Le colosse du jazz expérimental est de retour, un peu plus de deux ans après The Epic. Mais on ne lui en veut guère pour l’attente ; cette mouture fût phénoménale dans tous les sens du terme, avec trois CDs pour presque 180 minutes de musique incluant moult influences et surtout en développant encore plus son propre style. Dithyrambique, vous dis-je. Qu’on se le dise, Kamasi Washington est l’artiste qu’il faut impérativement suivre pour peu que le bebop progressif et aérien fasse bouillir tout votre être.

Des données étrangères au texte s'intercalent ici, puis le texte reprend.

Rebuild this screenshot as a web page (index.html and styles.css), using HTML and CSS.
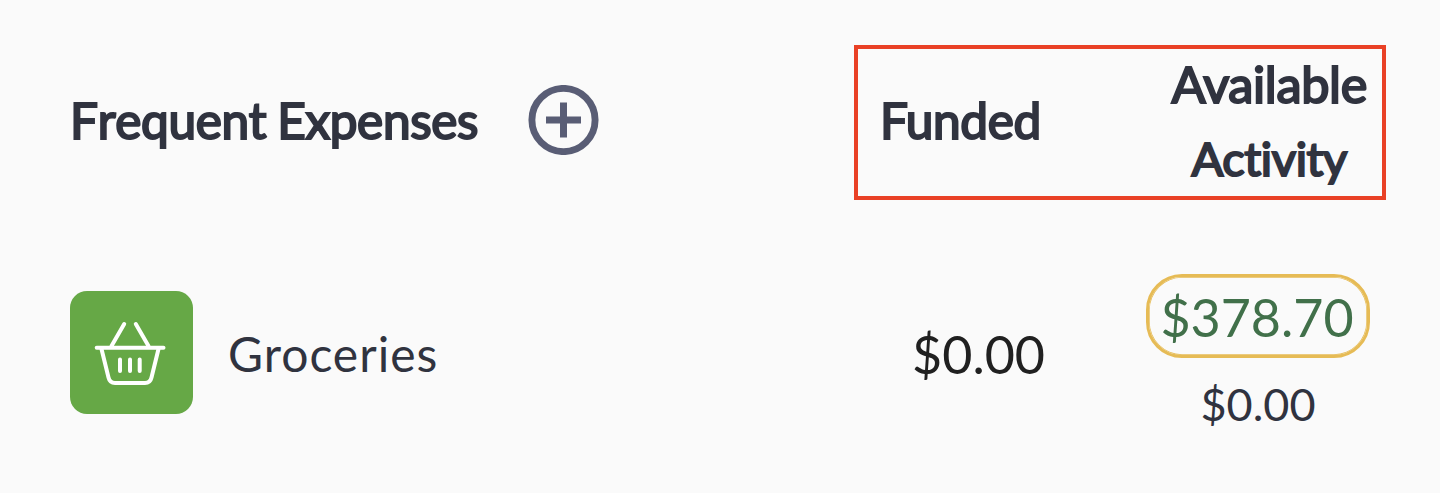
FILE: index.html
```html
<!DOCTYPE html>
<html lang="en">
<head>
    <meta charset="utf-8">
    <title>Frequent Expenses</title>
    <link rel="stylesheet" href="styles.css">
</head>
<body>
    <div class="header">
        <h2 class="title">Frequent Expenses</h2>
        <button class="add" aria-label="Add expense">
            <svg width="71" height="70" viewBox="0 0 71 70">
                <circle cx="35.5" cy="35" r="31.6" fill="none" stroke="#595d75" stroke-width="6.9"/>
                <path d="M35.5 17.5v35M18 35h35" stroke="#595d75" stroke-width="7"/>
            </svg>
        </button>
        <div class="columns">
            <div class="funded-label">Funded</div>
            <div class="balance-labels">
                <div class="available-label">Available</div>
                <div class="activity-label">Activity</div>
            </div>
        </div>
    </div>
    <div class="row">
        <div class="category-icon">
            <svg width="123" height="123" viewBox="0 0 123 123" fill="none" stroke="#fff" stroke-width="4" stroke-linecap="round" stroke-linejoin="round">
                <path d="M26.7 56.8H93.5"/>
                <path d="M41.5 55L54.2 33M78.5 55L65.8 33"/>
                <path d="M31.5 58L38.5 86.5Q39.8 92 45 92H75Q80.2 92 81.5 86.5L88.5 58"/>
                <path d="M50 68.5V80M60 68.5V80M69.7 68.5V80"/>
            </svg>
        </div>
        <div class="category">Groceries</div>
        <div class="funded">$0.00</div>
        <div class="balance">
            <div class="available">$378.70</div>
            <div class="activity">$0.00</div>
        </div>
    </div>
</body>
</html>
```

FILE: styles.css
```css
body{
    margin: 0;
    padding: 45px 54px 0 70px;
    background-color: #fafafa;
    color: #30333f;
    font-family: Lato, "Liberation Sans", sans-serif;
}
.header{
    display: flex;
    align-items: center;
    height: 155px;
}
.title, .columns{
    font-size: 49.5px;
    font-weight: 400;
    letter-spacing: -0.35px;
    -webkit-text-stroke: 2.1px #30333f;
}
.title{
    margin: 0 0 5px;
    width: 458px;
    font-kerning: none;
    word-spacing: -1.3px;
    line-height: 70px;
    white-space: nowrap;
}
.add{
    padding: 0;
    margin-bottom: 5px;
    border: none;
    background: none;
    height: 70px;
    cursor: pointer;
}
.columns{
    box-sizing: border-box;
    display: flex;
    align-items: center;
    justify-content: space-between;
    width: 532px;
    height: 155px;
    margin-left: auto;
    padding: 0 15px 0 22px;
    border: 4px solid #e94025;
}
.funded-label{
    line-height: 70px;
    padding-bottom: 5px;
}
.balance-labels{
    text-align: center;
    line-height: 74px;
    padding-bottom: 3px;
}
.available-label{
    font-size: 50.5px;
}
.activity-label{
    font-size: 47px;
}
.row{
    display: flex;
    align-items: center;
    margin-top: 74px;
    height: 157px;
}
.category-icon{
    width: 123px;
    height: 123px;
    border-radius: 17px;
    background-color: #66a846;
}
.category{
    margin-left: 35px;
    padding-top: 2px;
    font-size: 48px;
    letter-spacing: 1px;
}
.funded{
    margin-left: auto;
    margin-right: 101px;
    padding-top: 2px;
    font-size: 52px;
    color: #202020;
}
.balance{
    width: 224px;
    margin-right: 16px;
    text-align: center;
}
.available{
    box-sizing: border-box;
    height: 84px;
    line-height: 80px;
    padding-right: 2px;
    border: 3px solid #e6bb55;
    border-radius: 36px;
    box-shadow: inset 0 0 0 0.7px #e6bb55;
    font-size: 52px;
    color: #41704a;
}
.activity{
    margin-top: 19px;
    font-size: 45px;
    line-height: 54px;
}
```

Ses collaborations sont d’ailleurs hallucinantes. Jugez plutôt : Wayne Shorter, Herbie Hancock, Lauryn Hill, George Duke. Ou bien encore Kendrick Lamar, Thundercat, Flying Lotus, voire récemment sur le psychédélique et spatial Astral Progressions de Josef Leimberg. De grands noms qui ne font que souligner le talent avec lequel Washington transcende ses phrasés de saxophone.
Harmony of Difference apparaît donc dans un format pour le moins grisant en forme (6 morceaux pour à peine 30 minutes) mais ahurissant sur le fond. Véritable hommage au « spiritual jazz » des années 60 comme l’était clairement déjà The Epic, la galette est en fait une suite de six mouvements basés sur la richesse de la différence, définition en musique du « contrepoint ».
De cette superposition de différences (rythmique, harmonique ou mélodique) va jaillir une musique d’une richesse inouïe, où la complexité a presque été balayée. C’est en cela que le travail fût immense. Kamasi Washington parle de sa démarche comme “l’art d’équilibrer la ressemblance et la différence pour créer l’harmonie entre des mélodies distinctes.”
« Truth », qui remplit à lui seul la deuxième face du vinyle, est à n’en point douter l’un des plus beaux morceaux jamais composé de toute l’histoire du jazz. Supposer d’autres superlatifs ne fera que vous gâcher le plaisir de découverte. Sachez simplement que « Truth » fût pour moi une renaissance et qu’il a marqué à tout jamais ma passion pour la Musique et l’orientation de mes écoutes aujourd’hui. En outre, le cinéaste espagnol A.G. Rojas a d’ailleurs réalisé un superbe portrait des habitants de Los Angeles sous la houlette du morceau que je vous invite à déguster ci-dessous. (EDIT Juin 2020 : vidéo indisponible aujourd’hui, remplacée par l’audio uniquement…)
En conclusion, la grandeur et l’élégance de Harmony of Difference vont à coup sûr lui permettre de traverser les âges et le hisser au même rang que The Epic ; deux œuvres charnières dans l’histoire du jazz dont il serait presque odieux de négliger. Mission accomplie Charlie Bird Parker, tu peux continuer à reposer en paix, nous avons trouvé un énième successeur.